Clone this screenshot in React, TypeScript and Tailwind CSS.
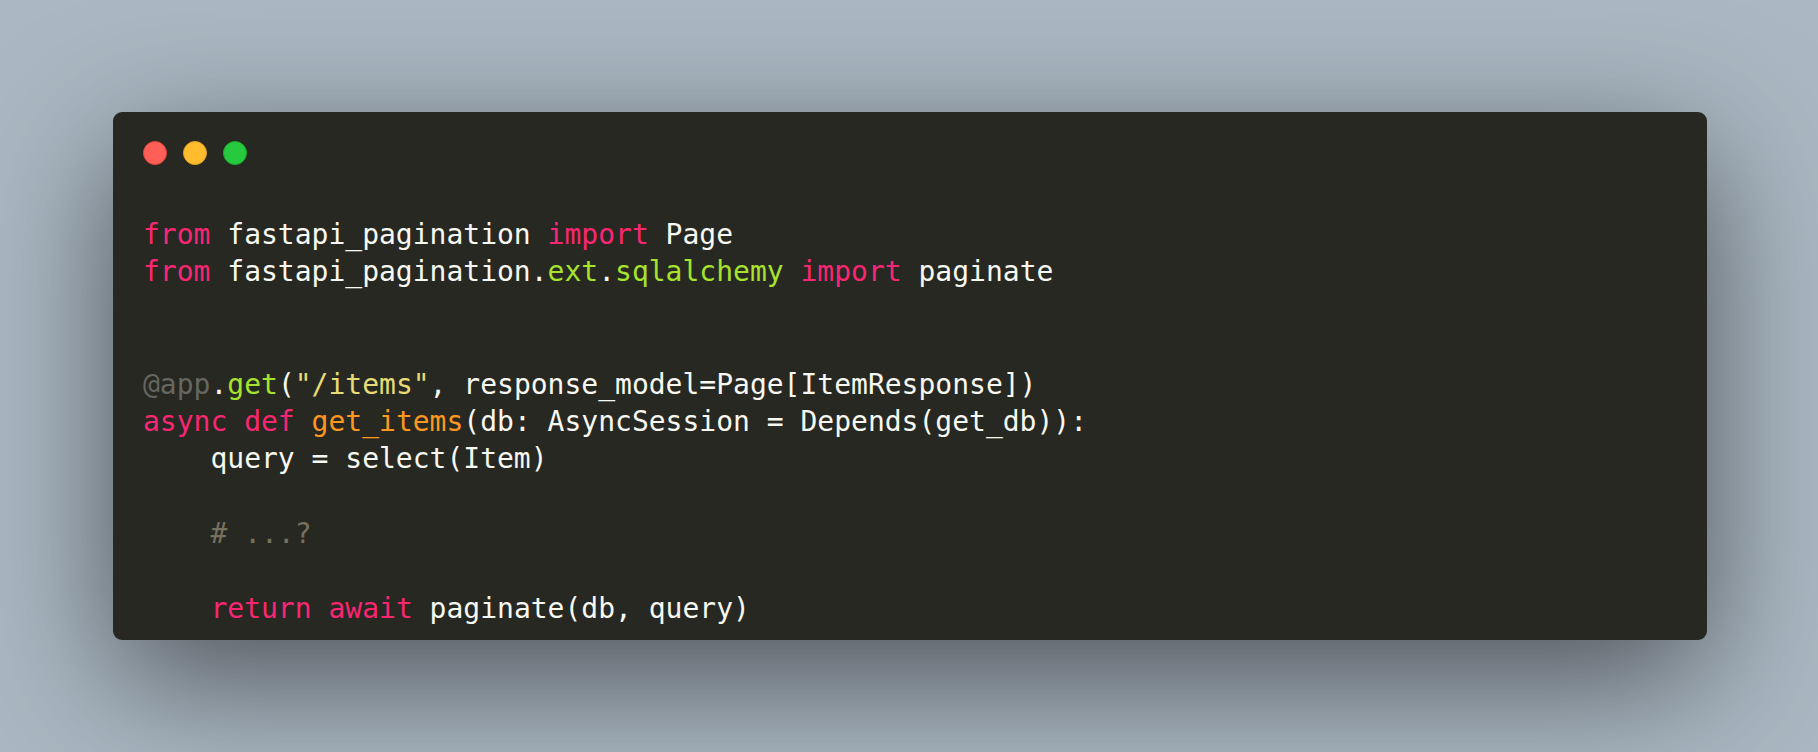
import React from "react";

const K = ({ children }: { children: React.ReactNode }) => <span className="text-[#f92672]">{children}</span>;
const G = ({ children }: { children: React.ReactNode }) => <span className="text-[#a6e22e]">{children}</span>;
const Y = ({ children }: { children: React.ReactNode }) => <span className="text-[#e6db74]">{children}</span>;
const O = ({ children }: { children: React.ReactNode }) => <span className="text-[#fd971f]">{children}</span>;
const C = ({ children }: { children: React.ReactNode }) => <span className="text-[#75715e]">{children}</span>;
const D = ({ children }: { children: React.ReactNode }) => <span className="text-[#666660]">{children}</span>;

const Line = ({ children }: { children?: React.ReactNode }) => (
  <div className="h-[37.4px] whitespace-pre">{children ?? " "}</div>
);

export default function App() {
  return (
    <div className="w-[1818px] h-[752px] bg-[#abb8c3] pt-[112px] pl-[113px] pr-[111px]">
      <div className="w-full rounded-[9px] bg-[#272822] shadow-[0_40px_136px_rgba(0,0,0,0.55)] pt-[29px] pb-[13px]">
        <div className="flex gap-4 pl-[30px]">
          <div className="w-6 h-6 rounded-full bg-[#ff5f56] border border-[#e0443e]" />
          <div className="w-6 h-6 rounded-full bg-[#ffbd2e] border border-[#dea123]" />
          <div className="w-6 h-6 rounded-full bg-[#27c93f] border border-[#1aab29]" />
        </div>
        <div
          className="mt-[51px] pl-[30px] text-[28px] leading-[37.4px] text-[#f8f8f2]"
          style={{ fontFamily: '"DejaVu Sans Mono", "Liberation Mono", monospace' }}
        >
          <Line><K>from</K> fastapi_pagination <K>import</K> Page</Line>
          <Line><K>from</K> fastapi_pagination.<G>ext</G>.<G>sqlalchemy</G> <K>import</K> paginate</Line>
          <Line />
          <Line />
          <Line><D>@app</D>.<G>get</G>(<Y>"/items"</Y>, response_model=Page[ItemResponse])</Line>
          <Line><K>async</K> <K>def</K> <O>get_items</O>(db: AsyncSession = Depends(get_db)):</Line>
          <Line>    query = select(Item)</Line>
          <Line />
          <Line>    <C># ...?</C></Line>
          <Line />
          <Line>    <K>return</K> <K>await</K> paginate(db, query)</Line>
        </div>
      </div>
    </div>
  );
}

▶ **Your task**
In your copy of the listing above, reproduce each line exactly and omit all pictures.

▶ **Complete output**
Clone this screenshot in React, TypeScript and Tailwind CSS.
import React from "react";

const K = ({ children }: { children: React.ReactNode }) => <span className="text-[#f92672]">{children}</span>;
const G = ({ children }: { children: React.ReactNode }) => <span className="text-[#a6e22e]">{children}</span>;
const Y = ({ children }: { children: React.ReactNode }) => <span className="text-[#e6db74]">{children}</span>;
const O = ({ children }: { children: React.ReactNode }) => <span className="text-[#fd971f]">{children}</span>;
const C = ({ children }: { children: React.ReactNode }) => <span className="text-[#75715e]">{children}</span>;
const D = ({ children }: { children: React.ReactNode }) => <span className="text-[#666660]">{children}</span>;

const Line = ({ children }: { children?: React.ReactNode }) => (
  <div className="h-[37.4px] whitespace-pre">{children ?? " "}</div>
);

export default function App() {
  return (
    <div className="w-[1818px] h-[752px] bg-[#abb8c3] pt-[112px] pl-[113px] pr-[111px]">
      <div className="w-full rounded-[9px] bg-[#272822] shadow-[0_40px_136px_rgba(0,0,0,0.55)] pt-[29px] pb-[13px]">
        <div className="flex gap-4 pl-[30px]">
          <div className="w-6 h-6 rounded-full bg-[#ff5f56] border border-[#e0443e]" />
          <div className="w-6 h-6 rounded-full bg-[#ffbd2e] border border-[#dea123]" />
          <div className="w-6 h-6 rounded-full bg-[#27c93f] border border-[#1aab29]" />
        </div>
        <div
          className="mt-[51px] pl-[30px] text-[28px] leading-[37.4px] text-[#f8f8f2]"
          style={{ fontFamily: '"DejaVu Sans Mono", "Liberation Mono", monospace' }}
        >
          <Line><K>from</K> fastapi_pagination <K>import</K> Page</Line>
          <Line><K>from</K> fastapi_pagination.<G>ext</G>.<G>sqlalchemy</G> <K>import</K> paginate</Line>
          <Line />
          <Line />
          <Line><D>@app</D>.<G>get</G>(<Y>"/items"</Y>, response_model=Page[ItemResponse])</Line>
          <Line><K>async</K> <K>def</K> <O>get_items</O>(db: AsyncSession = Depends(get_db)):</Line>
          <Line>    query = select(Item)</Line>
          <Line />
          <Line>    <C># ...?</C></Line>
          <Line />
          <Line>    <K>return</K> <K>await</K> paginate(db, query)</Line>
        </div>
      </div>
    </div>
  );
}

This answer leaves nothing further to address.